- **What is asked**:
Reproduce the listing below character for character; drop every image.

- **Collected material**:

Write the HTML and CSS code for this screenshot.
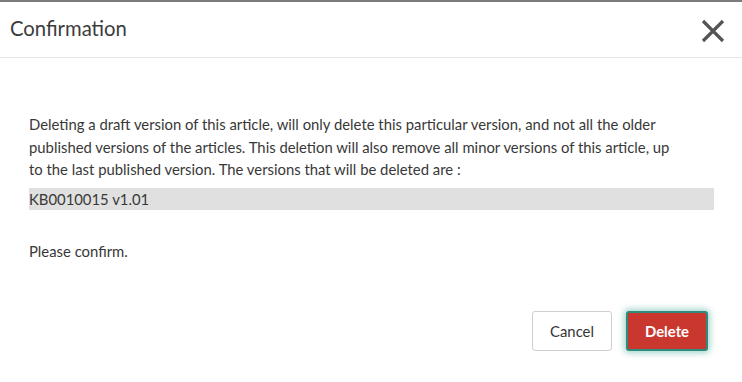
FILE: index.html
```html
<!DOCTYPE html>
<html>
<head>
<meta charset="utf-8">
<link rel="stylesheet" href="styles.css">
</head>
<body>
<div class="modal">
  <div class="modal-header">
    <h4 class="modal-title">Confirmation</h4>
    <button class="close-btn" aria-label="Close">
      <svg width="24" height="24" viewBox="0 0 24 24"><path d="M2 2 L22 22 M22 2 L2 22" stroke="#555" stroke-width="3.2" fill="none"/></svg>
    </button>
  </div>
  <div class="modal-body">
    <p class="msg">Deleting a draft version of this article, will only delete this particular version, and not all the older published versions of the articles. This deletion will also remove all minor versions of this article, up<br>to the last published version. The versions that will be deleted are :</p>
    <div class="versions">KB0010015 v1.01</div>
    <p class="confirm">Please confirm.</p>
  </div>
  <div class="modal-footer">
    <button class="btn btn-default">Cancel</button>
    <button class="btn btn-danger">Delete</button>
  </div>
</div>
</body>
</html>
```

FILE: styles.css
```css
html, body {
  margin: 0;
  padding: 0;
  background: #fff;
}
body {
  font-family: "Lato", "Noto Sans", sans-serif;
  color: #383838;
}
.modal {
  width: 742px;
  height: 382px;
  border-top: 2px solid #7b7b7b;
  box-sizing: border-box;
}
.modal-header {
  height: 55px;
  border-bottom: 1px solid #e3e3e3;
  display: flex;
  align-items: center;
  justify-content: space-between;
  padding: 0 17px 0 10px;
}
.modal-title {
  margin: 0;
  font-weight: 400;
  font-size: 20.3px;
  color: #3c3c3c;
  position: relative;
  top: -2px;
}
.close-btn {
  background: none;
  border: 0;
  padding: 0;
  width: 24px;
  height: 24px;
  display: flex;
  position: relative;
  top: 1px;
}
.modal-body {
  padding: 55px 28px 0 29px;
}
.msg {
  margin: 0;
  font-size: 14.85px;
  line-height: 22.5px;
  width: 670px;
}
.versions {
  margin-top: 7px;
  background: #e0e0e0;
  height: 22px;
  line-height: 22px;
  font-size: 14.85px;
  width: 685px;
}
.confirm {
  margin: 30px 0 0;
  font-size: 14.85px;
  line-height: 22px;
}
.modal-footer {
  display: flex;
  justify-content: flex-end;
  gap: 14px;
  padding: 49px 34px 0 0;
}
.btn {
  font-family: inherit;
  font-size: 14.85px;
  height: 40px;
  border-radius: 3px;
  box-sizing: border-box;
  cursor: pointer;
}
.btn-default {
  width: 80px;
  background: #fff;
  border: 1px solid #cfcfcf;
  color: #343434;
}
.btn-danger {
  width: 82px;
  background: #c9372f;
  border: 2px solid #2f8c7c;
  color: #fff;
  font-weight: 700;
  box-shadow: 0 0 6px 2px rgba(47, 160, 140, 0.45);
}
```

- **Full solution**:
Write the HTML and CSS code for this screenshot.
FILE: index.html
```html
<!DOCTYPE html>
<html>
<head>
<meta charset="utf-8">
<link rel="stylesheet" href="styles.css">
</head>
<body>
<div class="modal">
  <div class="modal-header">
    <h4 class="modal-title">Confirmation</h4>
    <button class="close-btn" aria-label="Close">
      <svg width="24" height="24" viewBox="0 0 24 24"><path d="M2 2 L22 22 M22 2 L2 22" stroke="#555" stroke-width="3.2" fill="none"/></svg>
    </button>
  </div>
  <div class="modal-body">
    <p class="msg">Deleting a draft version of this article, will only delete this particular version, and not all the older published versions of the articles. This deletion will also remove all minor versions of this article, up<br>to the last published version. The versions that will be deleted are :</p>
    <div class="versions">KB0010015 v1.01</div>
    <p class="confirm">Please confirm.</p>
  </div>
  <div class="modal-footer">
    <button class="btn btn-default">Cancel</button>
    <button class="btn btn-danger">Delete</button>
  </div>
</div>
</body>
</html>
```

FILE: styles.css
```css
html, body {
  margin: 0;
  padding: 0;
  background: #fff;
}
body {
  font-family: "Lato", "Noto Sans", sans-serif;
  color: #383838;
}
.modal {
  width: 742px;
  height: 382px;
  border-top: 2px solid #7b7b7b;
  box-sizing: border-box;
}
.modal-header {
  height: 55px;
  border-bottom: 1px solid #e3e3e3;
  display: flex;
  align-items: center;
  justify-content: space-between;
  padding: 0 17px 0 10px;
}
.modal-title {
  margin: 0;
  font-weight: 400;
  font-size: 20.3px;
  color: #3c3c3c;
  position: relative;
  top: -2px;
}
.close-btn {
  background: none;
  border: 0;
  padding: 0;
  width: 24px;
  height: 24px;
  display: flex;
  position: relative;
  top: 1px;
}
.modal-body {
  padding: 55px 28px 0 29px;
}
.msg {
  margin: 0;
  font-size: 14.85px;
  line-height: 22.5px;
  width: 670px;
}
.versions {
  margin-top: 7px;
  background: #e0e0e0;
  height: 22px;
  line-height: 22px;
  font-size: 14.85px;
  width: 685px;
}
.confirm {
  margin: 30px 0 0;
  font-size: 14.85px;
  line-height: 22px;
}
.modal-footer {
  display: flex;
  justify-content: flex-end;
  gap: 14px;
  padding: 49px 34px 0 0;
}
.btn {
  font-family: inherit;
  font-size: 14.85px;
  height: 40px;
  border-radius: 3px;
  box-sizing: border-box;
  cursor: pointer;
}
.btn-default {
  width: 80px;
  background: #fff;
  border: 1px solid #cfcfcf;
  color: #343434;
}
.btn-danger {
  width: 82px;
  background: #c9372f;
  border: 2px solid #2f8c7c;
  color: #fff;
  font-weight: 700;
  box-shadow: 0 0 6px 2px rgba(47, 160, 140, 0.45);
}
```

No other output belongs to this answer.